The movie reveals it was the winter of '55, for those keeping a timeline.

So her mother collected some rags and stitched them together into a patchwork jacket that she called the coat of many colors, just like Joseph's in the Old Testament.

Young Dolly wore it to school, expecting everyone to feel the love and pride she knew her mother had put into the coat. Instead, she was mocked - think "Rag Doll" - as she tried in vain to explain why her coat meant more than her classmates' stylish store-bought models.

The song never reveals how that showdown ended, as Parton switches to a broader philosophical plane. "One is only poor," she sings, "only if they choose to be."

Her point, of course, is that one does not become rich through the acquisition of material possessions. Again, who can argue?

The only potential problem is that material possessions do matter when, say, you don't have enough food to feed the kids. Few people choose that level of poverty. They just have to deal with it if, say, their public officials decide that nutrition assistance programs are an expendable luxury because poor people are lazy.

In any case, Coat of Many Colors includes an extended section on the coat drama. In this incarnation, Dolly isn't mocked as much as she's bullied, with some big kids ripping it off her back and locking her in a closet, which is bad because she's afraid of the dark.

All this leads to a scene with Dolly's mother that you won't find in the song. We also won't spoil it here, except to say it fits well with the larger theme of the movie, which is young Dolly's journey of discovery.

That journey becomes more engaging because Lind has a winning screen presence. In fact, she dominates the film, since Coat of Many Colors rather quickly reveals itself as a biopic set against the backdrop of family drama. When a terrible tragedy slams Dolly's mother Abby (Jennifer Nettles), we mostly see how it affects Dolly. When her mother and father Lee (Ricky Schroder) struggle with faith, we mostly see young Dolly's struggles with faith.
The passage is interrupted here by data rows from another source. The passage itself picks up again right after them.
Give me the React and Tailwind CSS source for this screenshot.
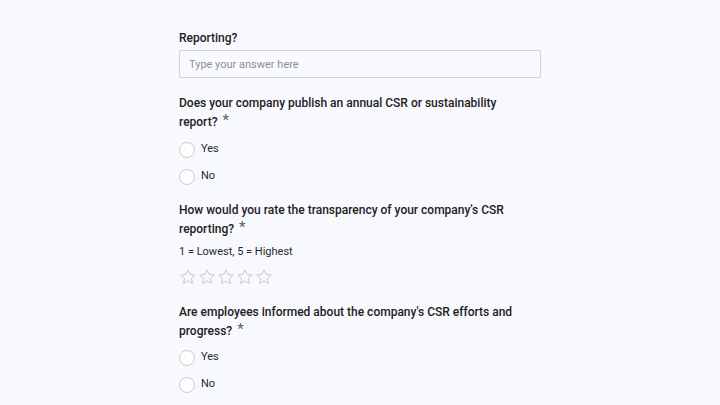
const Star = () => (
  <svg width="18" height="18" viewBox="0 0 24 24" fill="none" stroke="#c4c6ca" strokeWidth="1.3" strokeLinejoin="round">
    <path d="M12 2.5l2.9 6.1 6.6.8-4.9 4.6 1.3 6.6L12 17.3l-5.9 3.3 1.3-6.6-4.9-4.6 6.6-.8z" />
  </svg>
)

const Question = ({ children, required, className = '' }) => (
  <p className={`max-w-[340px] text-[12px] leading-[19px] font-medium text-[#1d2025] ${className}`}>
    {children}
    {required && (
      <span className="inline-block ml-[5px] h-[13px] text-[15px] leading-[15px] text-[#5b5f66] font-normal align-top">*</span>
    )}
  </p>
)

const Radio = ({ label }) => (
  <label className="flex items-center h-[27px] gap-[6px] text-[11px] text-[#26292e]">
    <span className="w-4 h-4 rounded-full border border-[#c9cbd0] bg-white" />
    <span>{label}</span>
  </label>
)

const App = () => {
  return (
    <div className="min-h-screen bg-[#f8f9fc] font-['Roboto',sans-serif]">
      <div className="w-[362px] mx-auto pt-[29px]">
        <Question>Reporting?</Question>
        <input
          type="text"
          placeholder="Type your answer here"
          className="mt-[2px] block w-full h-[28px] px-[9px] text-[11px] border border-[#cfd2d8] rounded-[2px] bg-[#f9fafd] placeholder:text-[#8c9097] outline-none"
        />

        <Question required className="mt-[16px]">
          Does your company publish an annual CSR or sustainability report?
        </Question>
        <div className="mt-[4px]">
          <Radio label="Yes" />
          <Radio label="No" />
        </div>

        <Question required className="mt-[11px]">
          How would you rate the transparency of your company's CSR reporting?
        </Question>
        <p className="mt-[4px] text-[11px] leading-[17px] text-[#26292e]">1 = Lowest, 5 = Highest</p>
        <div className="mt-[8px] flex gap-[1px]">
          {[1, 2, 3, 4, 5].map(i => <Star key={i} />)}
        </div>

        <Question required className="mt-[17px]">
          Are employees informed about the company's CSR efforts and progress?
        </Question>
        <div className="mt-[3px]">
          <Radio label="Yes" />
          <Radio label="No" />
        </div>
      </div>
    </div>
  )
}

export default App
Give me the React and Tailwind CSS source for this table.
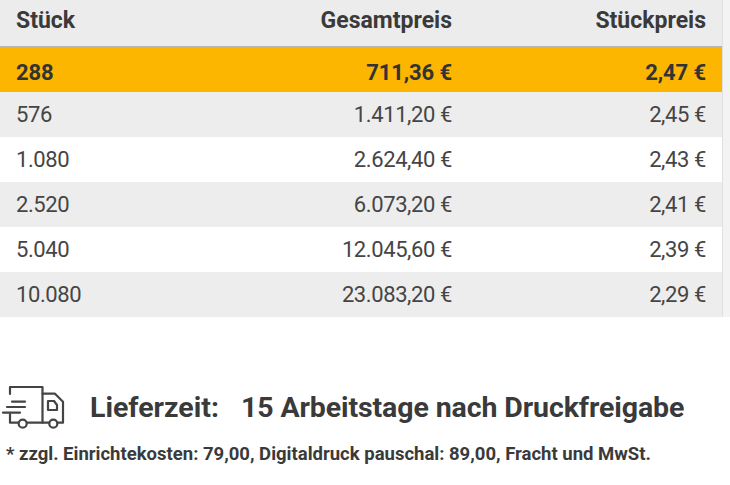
import React from "react";

const rows = [
  ["576", "1.411,20 €", "2,45 €"],
  ["1.080", "2.624,40 €", "2,43 €"],
  ["2.520", "6.073,20 €", "2,41 €"],
  ["5.040", "12.045,60 €", "2,39 €"],
  ["10.080", "23.083,20 €", "2,29 €"],
];

function Truck() {
  return (
    <svg width="70" height="52" viewBox="0 0 70 52" fill="none" stroke="#444" strokeWidth="2.2" strokeLinecap="round" strokeLinejoin="round">
      <path d="M10 13 V6 H42.5 V41.7" />
      <path d="M42.5 12.7 H55 L63 20.7 V41.7 H58" />
      <path d="M27 41.7 H49" />
      <path d="M10 33 V41.7 H18" />
      <path d="M48 20 H54 L57 24 V29 H48 Z" />
      <path d="M12 20.7 H25" />
      <path d="M7 26 H25" />
      <path d="M3 31.7 H20" />
      <circle cx="22.7" cy="42.7" r="4" />
      <circle cx="53.3" cy="42.7" r="4" />
    </svg>
  );
}

export default function App() {
  return (
    <div className="w-[730px] h-[485px] bg-white text-[#3d3d3d] font-['Roboto',sans-serif] overflow-hidden">
      <div className="flex">
        <div className="w-[722px]">
          <div className="grid grid-cols-[214px_254px_254px] h-[46px] bg-[#ececec] items-start pt-[4px] text-[23px] font-bold text-[#3a3a3a]">
            <div className="pl-4">Stück</div>
            <div className="pr-4 text-right">Gesamtpreis</div>
            <div className="pr-4 text-right">Stückpreis</div>
          </div>
          <div className="h-[2px] bg-[#b5b5b5]" />
          <div className="grid grid-cols-[214px_254px_254px] h-[44px] bg-[#fdb600] items-center pt-[4px] text-[22px] font-bold tracking-[-0.1px] text-[#333]">
            <div className="pl-4">288</div>
            <div className="pr-4 text-right">711,36 €</div>
            <div className="pr-4 text-right">2,47 €</div>
          </div>
          {rows.map((r, i) => (
            <div
              key={r[0]}
              className={`grid grid-cols-[214px_254px_254px] h-[45px] items-center text-[22px] tracking-[-0.4px] text-[#454545] ${i % 2 === 0 ? "bg-[#ededed]" : "bg-white"}`}
            >
              <div className="pl-4">{r[0]}</div>
              <div className="pr-4 text-right">{r[1]}</div>
              <div className="pr-4 text-right">{r[2]}</div>
            </div>
          ))}
        </div>
        <div className="w-[8px] bg-[#f3f3f3] border-l border-[#e0e0e0]" />
      </div>
      <div className="mt-[64px] flex items-center h-[52px]">
        <Truck />
        <div className="ml-[20px] pt-[2px] flex items-center text-[28.5px] leading-[28px] font-bold text-[#3a3a3a]">
          <span>Lieferzeit:</span>
          <span className="ml-[22px] tracking-[-0.1px]">15 Arbeitstage nach Druckfreigabe</span>
        </div>
      </div>
      <p className="mt-[11px] pl-[6px] text-[18.5px] leading-[20px] font-bold text-[#3a3a3a]">
        * zzgl. Einrichtekosten: 79,00, Digitaldruck pauschal: 89,00, Fracht und MwSt.
      </p>
    </div>
  );
}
Since we know where it's all going, with Dolly growing up to become a star even bigger than the one she envisioned in her childhood dreams, the film doesn't have to build much tension. Instead, it can focus on the power of family and faith and the purity of the Godly rural life, where the eight Parton kids jump into Mom and Dad's bed and they all sing "Poor Folks Livin' in a Rich Folks' Town."


Parton makes a personal appearance at the beginning and end to sing the title song and talk about how she has always wanted to tell her inspiring story. She also says she wanted it to come out at Christmas because she loves her childhood family Christmas memories.

It's a movie with no bad guys, or at least no bad guys who can't be redeemed with love, kindness and belief in the Lord. If you're among those who see a real-life world that seems to keep getting bigger, colder and scarier, Dolly Parton offers to wrap you up for two hours in a world that's cozy, comforting and warm.